3. Mit einer Frage reagieren. Grund: Der Kunde bekommt das Gefühl, dass Sie sein neu erworbenes Wissen ernst nehmen. Und: Es verschafft Ihnen eine kurze Durchschnaufpause; Sie können den Fokus wieder ganz auf das Tier richten und Ihre ursprüngliche Strategie verfolgen.

Geschafft. Die Emotionalität ist nun deutlich gesunken und man kann den Besitzer beispielsweise bitten, den ausgedruckten Artikel beim nächsten Mal mitzubringen, um die Sache genau zu besprechen. 

Typische Themenbereiche, in denen Digitalisierung im tierärztlichen Alltag durch Falschinformationen mitunter mehr Fluch als Segen ist, sind Parasitenschutz, Impfung (zusätzlich verstärkt durch die vielen Impfdiskussionen seit Beginn der Coronapandemie) und Fütterung. Beim Parasitenschutz werden im Internet wahre Horrorszenarien verbreitet, bis hin zur Entstehung von Milztumoren durch ein Anti-Zecken-Spot-on. Es gibt deutschsprachige Facebook-Gruppen mit sage und schreibe knapp 20.000 Mitgliedern, die sich nur über die vermeintlichen Gefahren der Parasitenbekämpfung unterhalten. Und das schreiben die Administratoren in ihren Gruppenregeln: „Hier tauschen sich betroffene Tierhalter über ihre negativen Erfahrungen mit Tabletten, Spot-ons oder Halsbändern gegen Zecken und Flöhe aus. Positive ­Erfahrungsberichte gehören nicht in unsere Gruppe. Gleichzeitig dient unsere Gruppe der Aufklärung und Information.“ Originalzitat Ende.         

Auch aus Quellen wie diesen beziehen Patientenbesitzer ihre Kenntnisse. Die teils sehr emotional verfassten Erfahrungsberichte bleiben nicht ohne Wirkung. In komplexer werdenden Zeiten ist die Sehnsucht nach einfachen Antworten enorm.

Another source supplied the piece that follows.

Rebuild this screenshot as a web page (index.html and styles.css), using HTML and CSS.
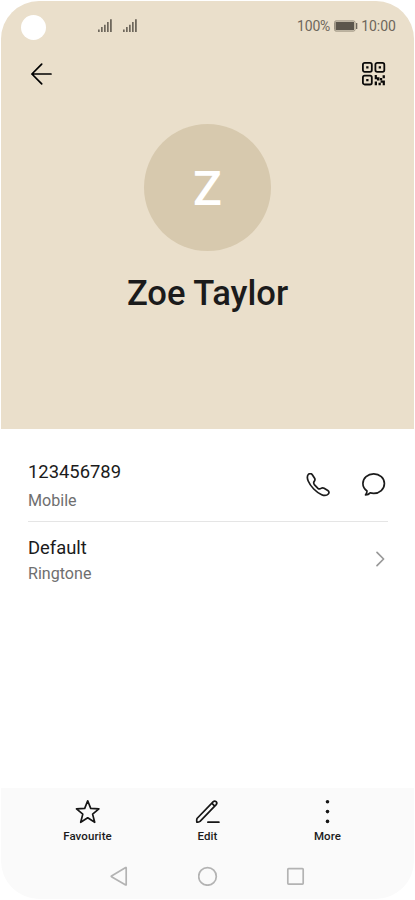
FILE: index.html
```html
<!DOCTYPE html>
<html lang="en">
<head>
<meta charset="utf-8">
<title>Zoe Taylor</title>
<link rel="stylesheet" href="styles.css">
</head>
<body>
<main class="phone">
  <section class="hero">
    <div class="status">
      <span class="camera"></span>
      <svg class="signals" width="40" height="14" viewBox="0 0 40 14" fill="#6e675c">
        <path d="M0 10.5h1.7v2.5H0zM3 8h1.7v5H3zM6 5.7h1.7V13H6zM9 3h1.7v10H9zM12 .3h1.8V13H12zM25 10.5h1.7v2.5H25zM28 8h1.7v5H28zM31 5.7h1.7V13H31zM34 3h1.7v10H34zM37 .3h1.8V13H37z"/>
      </svg>
      <span class="battery-level">100%</span>
      <svg class="battery" width="24" height="12" viewBox="0 0 24 12">
        <rect x=".5" y=".9" width="20.5" height="10.2" rx="1.5" fill="none" stroke="#99917f"/>
        <rect x="1.5" y="1.9" width="18.5" height="8.2" fill="#5c564c"/>
        <path d="M22 3h1.3v6H22z" fill="#6e675c"/>
      </svg>
      <span class="time">10:00</span>
    </div>
    <header class="header">
      <svg width="24" height="24" viewBox="0 0 24 24" fill="none" stroke="#000" stroke-width="1.7" stroke-linecap="round" stroke-linejoin="round"><path d="M12.7 2.2 2.9 12l9.8 9.8M2.9 12H22"/></svg>
      <svg width="24" height="24" viewBox="0 0 24 24" fill="none" stroke="#0b0a09" stroke-width="1.8">
        <rect x=".9" y=".9" width="8.9" height="8.9" rx="1.8"/><rect x="13.4" y=".9" width="8.9" height="8.9" rx="1.8"/><rect x=".9" y="13.6" width="8.9" height="8.9" rx="1.8"/>
        <path fill="#0b0a09" stroke="none" d="M4.2 4.2h2.3v2.3H4.2zM16.7 4.2H19v2.3h-2.3zM4.2 16.9h2.3v2.3H4.2zM12.7 13h2.2v2.3h2.6v3.2h-2.6v-1.3h-2.2zM20.6 13.2h2.3v3h-2.3zM18 16h2.2v2.3h-2.2zM12.7 19.5H15v3.8h-2.3zM16.5 20.8h2.3v2.5h-2.3zM18.6 18.6h4.3v4.7h-2.2v-2.6h-2.1z"/>
      </svg>
    </header>
    <div class="avatar">Z</div>
    <h1 class="name">Zoe Taylor</h1>
  </section>

  <section class="details">
    <div class="row row-phone">
      <div class="text">
        <div class="primary number">123456789</div>
        <div class="secondary">Mobile</div>
      </div>
      <div class="actions">
        <svg width="24" height="24" viewBox="0 0 24 24" fill="none" stroke="#1b1b1b" stroke-width="1.7" stroke-linejoin="round"><path d="M2.6 1.2C3.9.2 5.4.4 6.3 1.7L8.6 5.3C9.4 6.6 9 7.4 8.2 8.4 7.3 9.5 7.5 10.3 8.3 11.6L11.7 15.2C13 16.1 13.9 16.2 15 15.4 16.1 14.6 16.9 14.5 18.1 15.2L21.8 17.5C23.2 18.4 23.3 19.9 22.3 21 20.7 22.7 18.2 22.8 15.7 21.7 10.2 19.4 4.5 13.4 2.2 8 1.1 5.3.9 2.8 2.6 1.2z"/></svg>
        <svg width="24" height="24" viewBox="0 0 24 24" fill="none" stroke="#1b1b1b" stroke-width="1.7" stroke-linejoin="round"><path d="M11.7.9C17.6.9 22.4 5.1 22.4 10.6S17.6 20.3 11.7 20.3C10.5 20.3 9.3 20.2 8.2 19.8 7 21.1 5.3 21.8 3.5 22 4.4 20.8 5 19.4 5 18 2.5 16.2.9 13.6.9 10.6.9 5.1 5.8.9 11.7.9z"/></svg>
      </div>
    </div>
    <div class="row row-ringtone">
      <div class="text">
        <div class="primary">Default</div>
        <div class="secondary">Ringtone</div>
      </div>
      <svg class="chevron" width="10" height="16" viewBox="0 0 10 16" fill="none" stroke="#999" stroke-width="1.7" stroke-linecap="round" stroke-linejoin="round"><path d="m2 1.3 6.6 6.7L2 14.7"/></svg>
    </div>
  </section>

  <footer class="footer">
    <div class="tools">
      <div class="tool">
        <svg width="26" height="26" viewBox="0 0 26 26" fill="none" stroke="#161616" stroke-width="1.7" stroke-linejoin="round"><path d="m12.7 1.8 3 7.6 8.2.5-6.3 5.2 2.1 8.2-7-4.5-7 4.5 2.1-8.2-6.3-5.2 8.2-.5z"/></svg>
        <span>Favourite</span>
      </div>
      <div class="tool">
        <svg width="26" height="26" viewBox="0 0 26 26" fill="none" stroke="#161616" stroke-width="1.7" stroke-linecap="round" stroke-linejoin="round"><path d="M2 19.5 18.3 2.6q1.4-1.2 2.8.1t.1 2.9L5 22.4q-1.6 1-3.2.7-.4-1.8.2-3.6zM16.8 4.2l2.9 2.9"/><path d="M12.9 23.2h11"/></svg>
        <span>Edit</span>
      </div>
      <div class="tool">
        <svg width="26" height="26" viewBox="0 0 26 26" fill="#161616"><circle cx="12.5" cy="2.8" r="1.8"/><circle cx="12.5" cy="12.6" r="1.8"/><circle cx="12.5" cy="22.4" r="1.8"/></svg>
        <span>More</span>
      </div>
    </div>
    <nav class="nav">
      <svg width="20" height="20" viewBox="0 0 20 20" fill="none" stroke="#b3b3b3" stroke-width="1.7" stroke-linejoin="round"><path d="M16.2 1.9v16.8q0 .4-.5.2L1.5 10.7q-.6-.4 0-.8l14.2-8.3q.5-.2.5.3z"/></svg>
      <svg width="20" height="20" viewBox="0 0 20 20" fill="none" stroke="#b3b3b3" stroke-width="1.7"><circle cx="9.5" cy="10.4" r="8.8"/></svg>
      <svg width="20" height="20" viewBox="0 0 20 20" fill="none" stroke="#b3b3b3" stroke-width="1.7"><rect x="1.8" y="2.7" width="15.4" height="15.4" rx=".8"/></svg>
    </nav>
  </footer>
</main>
</body>
</html>
```
FILE: styles.css
```css
* { box-sizing: border-box; }

body {
  margin: 0;
  background: #fff;
  font-family: Roboto, "Liberation Sans", sans-serif;
  color: #1b1b1b;
}

svg { display: block; flex: none; }

.phone {
  display: flex;
  flex-direction: column;
  width: 413px;
  height: 898px;
  margin: 1px;
  border-radius: 38px;
  overflow: hidden;
  background: #fff;
}

.hero {
  display: flex;
  flex-direction: column;
  height: 428px;
  background: #eadfcb;
}

.status {
  display: flex;
  align-items: center;
  height: 50px;
  padding: 0 18px 0 20px;
  font-size: 14px;
  color: #6e675c;
}

.camera {
  width: 25px;
  height: 25px;
  margin-top: 3px;
  border-radius: 50%;
  background: #fff;
}

.signals { margin-left: 52px; }
.battery-level { margin-left: auto; letter-spacing: -0.2px; }
.battery { margin: 0 3px 0 4px; }

.header {
  display: flex;
  align-items: center;
  justify-content: space-between;
  height: 46px;
  padding: 0 28px;
}

.avatar {
  width: 127px;
  height: 127px;
  margin: 27.4px auto 0;
  border-radius: 50%;
  background: #d7c9ae;
  color: #fff;
  font-size: 48px;
  font-weight: 500;
  line-height: 130px;
  text-align: center;
}

.name {
  margin: 20.6px 0 0;
  font-size: 34.6px;
  font-weight: 500;
  line-height: 42px;
  text-align: center;
}

.details {
  flex: 1;
  padding: 0 26px 0 27px;
}

.row {
  display: flex;
  align-items: center;
  justify-content: space-between;
}

.row-phone {
  height: 93px;
  padding-top: 19px;
  border-bottom: 1px solid #e5e5e5;
}

.row-phone .text { padding-top: 4px; }
.row-phone .primary { line-height: 25px; }
.row-phone .secondary { padding-top: 4px; }

.row-ringtone { height: 76px; }
.row-ringtone .text { padding-top: 2px; }

.actions {
  display: flex;
  gap: 32px;
  padding-right: 2px;
}

.primary {
  font-size: 18.4px;
  line-height: 26px;
}

.secondary {
  font-size: 16.1px;
  line-height: 26px;
  color: #6f6f6f;
}

.chevron { margin: 0 3px 2px 0; }

.footer {
  height: 111px;
  background: #fafafa;
}

.tools {
  display: flex;
  justify-content: center;
  height: 66px;
  padding-top: 11px;
}

.tool {
  display: flex;
  flex-direction: column;
  align-items: center;
  width: 120px;
  font-size: 11.5px;
  font-weight: 500;
  line-height: 14px;
  letter-spacing: 0.1px;
  gap: 4px;
}

.nav {
  display: flex;
  justify-content: center;
  gap: 68px;
  padding-top: 12px;
}
```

Da ist es oft nahezu unmöglich, zu vermitteln, dass es kein Präparat gegen Parasiten gibt, das perfekt schützt und dabei vollkommen frei ist von Nebenwirkungen. Tierhalter, denen auch mit besten Argumenten und strategisch geschickter Kommunikation nicht beizukommen ist, bilden die Gruppe der schwierigsten Kontakte im beruflichen Umfeld. Wenn Sie mit allem, was Sie sagen, nur auf Ablehnung stoßen, ist es wichtig, auch erkennen zu können, dass nicht jeder Kunde zu jedem Tierarzt passt. Die Energie, die ein solcher Mensch raubt, ist besser in kooperative und sympathische Kunden investiert.   

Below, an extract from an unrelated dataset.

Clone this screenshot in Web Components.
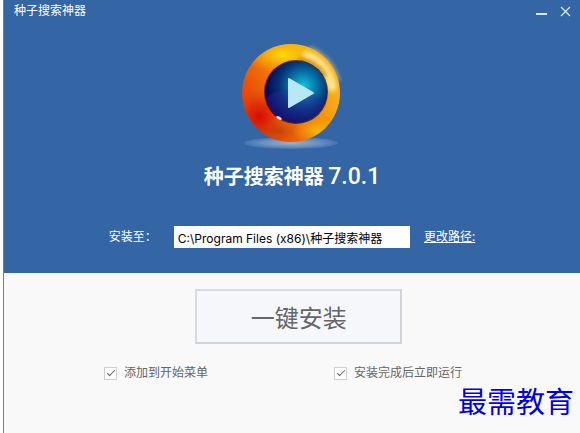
<!DOCTYPE html>
<html lang="zh-CN">
<head>
<meta charset="utf-8">
<title>种子搜索神器</title>
<style>
  body {
    margin: 0;
    background: #ffffff;
    color: #666666;
    font: 12px/16px "Noto Sans", "Noto Sans CJK SC", sans-serif;
  }
</style>
</head>
<body>
<installer-window></installer-window>

<script>
class TitleBar extends HTMLElement {
  constructor() {
    super();

    this._shadowRoot = this.attachShadow({ mode: 'open' });
    this._shadowRoot.innerHTML = `
      <style>
        :host {
          display: flex;
          align-items: center;
          justify-content: space-between;
          height: 22px;
          padding: 0 8px 0 10px;
        }

        .buttons {
          display: flex;
          gap: 10px;
        }

        button {
          display: flex;
          width: 14px;
          height: 14px;
          padding: 0;
          border: 0;
          background: none;
          color: #d5e8fc;
        }

        svg {
          fill: none;
          stroke: currentColor;
        }
      </style>
      <slot></slot>
      <div class="buttons">
        <button type="button" aria-label="最小化">
          <svg width="14" height="14"><path d="M2 10h11" stroke-width="2"/></svg>
        </button>
        <button type="button" aria-label="关闭">
          <svg width="14" height="14"><path d="M3 3l9 9M12 3l-9 9" stroke-width="1.3"/></svg>
        </button>
      </div>
    `;
  }
}

class PlayerLogo extends HTMLElement {
  constructor() {
    super();

    this._shadowRoot = this.attachShadow({ mode: 'open' });
    this._shadowRoot.innerHTML = `
      <style>
        :host {
          display: block;
        }

        svg {
          display: block;
          overflow: visible;
        }
      </style>
      <svg width="100" height="112" viewBox="1 0 100 112" aria-hidden="true">
        <defs>
          <linearGradient id="ring" x1="0.1" y1="0.8" x2="0.85" y2="0.3">
            <stop offset="0" stop-color="#e63a08"/>
            <stop offset="0.4" stop-color="#ee6c08"/>
            <stop offset="0.75" stop-color="#f49a0c"/>
            <stop offset="1" stop-color="#f8b020"/>
          </linearGradient>
          <radialGradient id="red">
            <stop offset="0" stop-color="#d40c04"/>
            <stop offset="0.45" stop-color="#dc2404" stop-opacity="0.75"/>
            <stop offset="1" stop-color="#e84808" stop-opacity="0"/>
          </radialGradient>
          <radialGradient id="yellow">
            <stop offset="0" stop-color="#fbdc08"/>
            <stop offset="1" stop-color="#f8b808" stop-opacity="0"/>
          </radialGradient>
          <radialGradient id="brown">
            <stop offset="0" stop-color="#a03808" stop-opacity="0.55"/>
            <stop offset="1" stop-color="#b84808" stop-opacity="0"/>
          </radialGradient>
          <radialGradient id="lens" cx="0.62" cy="0.4" r="0.6">
            <stop offset="0" stop-color="#10c4dc"/>
            <stop offset="0.3" stop-color="#0880b0"/>
            <stop offset="0.65" stop-color="#043478"/>
            <stop offset="1" stop-color="#05085c"/>
          </radialGradient>
          <radialGradient id="ground">
            <stop offset="0" stop-color="#b4b8b8" stop-opacity="0.9"/>
            <stop offset="0.6" stop-color="#86a4cc" stop-opacity="0.7"/>
            <stop offset="1" stop-color="#7098cc" stop-opacity="0.3"/>
          </radialGradient>
          <filter id="soft" x="-50%" y="-50%" width="200%" height="200%">
            <feGaussianBlur stdDeviation="2"/>
          </filter>
          <clipPath id="disc"><circle cx="50" cy="50" r="49"/></clipPath>
          <clipPath id="glass"><circle cx="55" cy="49" r="31"/></clipPath>
        </defs>
        <ellipse cx="50" cy="100" rx="47" ry="6" fill="url(#ground)"/>
        <path d="M68 5A49 49 0 0 1 97 38" fill="none" stroke="#ffe890" stroke-width="4" opacity="0.6" filter="url(#soft)"/>
        <circle cx="50" cy="50" r="49" fill="url(#ring)"/>
        <g clip-path="url(#disc)">
          <ellipse cx="42" cy="12" rx="38" ry="18" fill="url(#yellow)"/>
          <ellipse cx="18" cy="74" rx="27" ry="28" fill="url(#red)"/>
          <ellipse cx="38" cy="88" rx="22" ry="12" fill="url(#brown)"/>
          <ellipse cx="76" cy="88" rx="25" ry="14" fill="url(#yellow)" opacity="0.6"/>
          <path d="M66 13Q86 21 91 44" fill="none" stroke="#fff09c" stroke-width="9" stroke-linecap="round" opacity="0.9" filter="url(#soft)"/>
          <path d="M58 16Q76 18 85 34" fill="none" stroke="#c87004" stroke-width="3" filter="url(#soft)"/>
        </g>
        <circle cx="55" cy="49" r="32" fill="#401408" opacity="0.8"/>
        <circle cx="55" cy="49" r="31" fill="url(#lens)"/>
        <g clip-path="url(#glass)">
          <ellipse cx="51" cy="72" rx="34" ry="26" fill="#3028a0" opacity="0.35"/>
          <path d="M36 74A31 31 0 0 0 80 68" fill="none" stroke="#18a8a8" stroke-width="1" opacity="0.7"/>
        </g>
        <ellipse cx="38" cy="75" rx="3" ry="1.3" fill="#ffffff" opacity="0.85" transform="rotate(28 38 75)"/>
        <path d="M48 36L72 50 48 64Z" fill="#b8e8f8" stroke="#b8e8f8" stroke-width="2" stroke-linejoin="round"/>
      </svg>
    `;
  }
}

class InstallPath extends HTMLElement {
  constructor() {
    super();

    this._shadowRoot = this.attachShadow({ mode: 'open' });
    this._shadowRoot.innerHTML = `
      <style>
        :host {
          display: flex;
          align-items: center;
          justify-content: center;
          gap: 14px;
        }

        label {
          flex: none;
          padding-right: 3px;
        }

        input {
          box-sizing: border-box;
          width: 41%;
          height: 22px;
          padding: 0 4px;
          border: 0;
          background: #ffffff;
          color: #000000;
          font: 12px/16px Inter, "Noto Sans CJK SC", sans-serif;
        }

        a {
          flex: none;
          color: inherit;
        }
      </style>
      <label for="path">安装至：</label>
      <input id="path" type="text">
      <a href="#path">更改路径:</a>
    `;
    this._shadowRoot.querySelector('input').value = this.getAttribute('value');
  }
}

class InstallOption extends HTMLElement {
  constructor() {
    super();

    this._shadowRoot = this.attachShadow({ mode: 'open' });
    this._shadowRoot.innerHTML = `
      <style>
        :host {
          display: block;
        }

        label {
          display: flex;
          align-items: center;
          gap: 7px;
        }

        input {
          appearance: none;
          box-sizing: border-box;
          display: grid;
          place-items: center;
          width: 13px;
          height: 13px;
          margin: 0;
          border: 1px solid #d0d0d0;
          background: #ffffff;
        }

        input:checked::before {
          content: "";
          box-sizing: border-box;
          width: 8px;
          height: 4px;
          border: solid #606060;
          border-width: 0 0 1px 1px;
          transform: translateY(-1px) rotate(-45deg);
        }
      </style>
      <label><input type="checkbox" checked><slot></slot></label>
    `;
  }
}

class InstallerWindow extends HTMLElement {
  constructor() {
    super();

    this._shadowRoot = this.attachShadow({ mode: 'open' });
    this._shadowRoot.innerHTML = `
      <style>
        :host {
          position: relative;
          box-sizing: border-box;
          display: flex;
          flex-direction: column;
          min-height: 100vh;
          margin-left: 3px;
          border-left: 1px solid #7c7c7c;
          background: #f9f9f9;
        }

        header {
          padding-bottom: 25px;
          background: #3465a4;
          color: #ffffff;
        }

        player-logo {
          width: 100px;
          margin: 21px auto 7px;
        }

        h1 {
          margin: 0 0 35px;
          font: bold 20px/28px "Noto Sans CJK SC", sans-serif;
          text-align: center;
        }

        h1 span {
          font: 500 23px/28px Roboto, sans-serif;
        }

        main {
          padding: 16px 0;
        }

        .install {
          display: block;
          width: 36%;
          height: 55px;
          margin: 0 auto 21px 191px;
          padding: 0;
          border: 2px solid #d0d4d9;
          border-top-color: #d8dbe0;
          border-left-color: #d8dbe0;
          background: #f5f7fb;
          color: #666666;
          font: 24px/32px "Noto Sans CJK SC", sans-serif;
        }

        .options {
          display: grid;
          grid-template-columns: 1fr 1fr;
          padding: 0 16px 0 100px;
        }

        .mark {
          position: absolute;
          right: 6px;
          bottom: 13px;
          color: #0000e8;
          font: 29px/40px "Noto Sans CJK SC", sans-serif;
          text-shadow: 0 0 3px #ffffff, 0 0 3px #ffffff;
        }
      </style>
      <header>
        <title-bar>种子搜索神器</title-bar>
        <player-logo></player-logo>
        <h1>种子搜索神器 <span>7.0.1</span></h1>
        <install-path value="C:\\Program Files (x86)\\种子搜索神器"></install-path>
      </header>
      <main>
        <button type="button" class="install">一键安装</button>
        <div class="options">
          <install-option>添加到开始菜单</install-option>
          <install-option>安装完成后立即运行</install-option>
        </div>
      </main>
      <div class="mark">最需教育</div>
    `;
  }
}

customElements.define('title-bar', TitleBar);
customElements.define('player-logo', PlayerLogo);
customElements.define('install-path', InstallPath);
customElements.define('install-option', InstallOption);
customElements.define('installer-window', InstallerWindow);
</script>
</body>
</html>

Manchmal kann es auch hilfreich sein, so manches Inter­netwissen mit Humor zu nehmen. Zwei Gustostückerl aus der Schatzkiste von Dr. Google, die zeigen, dass die persönliche Beratung durch den Tierarzt unersetzlich ist: In England wurde bei einer Röntgenunter­suchung eine Münze im Magen eines Dalmatiners gefunden. Als die Besitzer mit diesem Umstand konfrontiert wurden, zeigten sie sich nicht verwundert, gaben sie dem Vierbeiner doch einmal im Monat einen Penny zum Entwurmen. Den Tipp hatten sie, no na, aus dem World Wide Web. Es handle sich um eine „schonende Methode nach alter Schule“.

Weitreichende Konsequenzen hatte auch der erste Tierarztbesuch einer Welpenbesitzerin, die ihre kleine Hündin impfen lassen wollte. Bei der Allgemeinuntersuchung wunderte sich die Tierärztin über den falschen Geschlechtseintrag und auch über den Hundenamen Laika. Im Gespräch stellte sich heraus, dass die „Beule am Bauch“ gar nicht der von Google diagnostizierte Nabelbruch, ­sondern in Wahrheit der inzwischen abgestiegene Hoden war. Na bumm!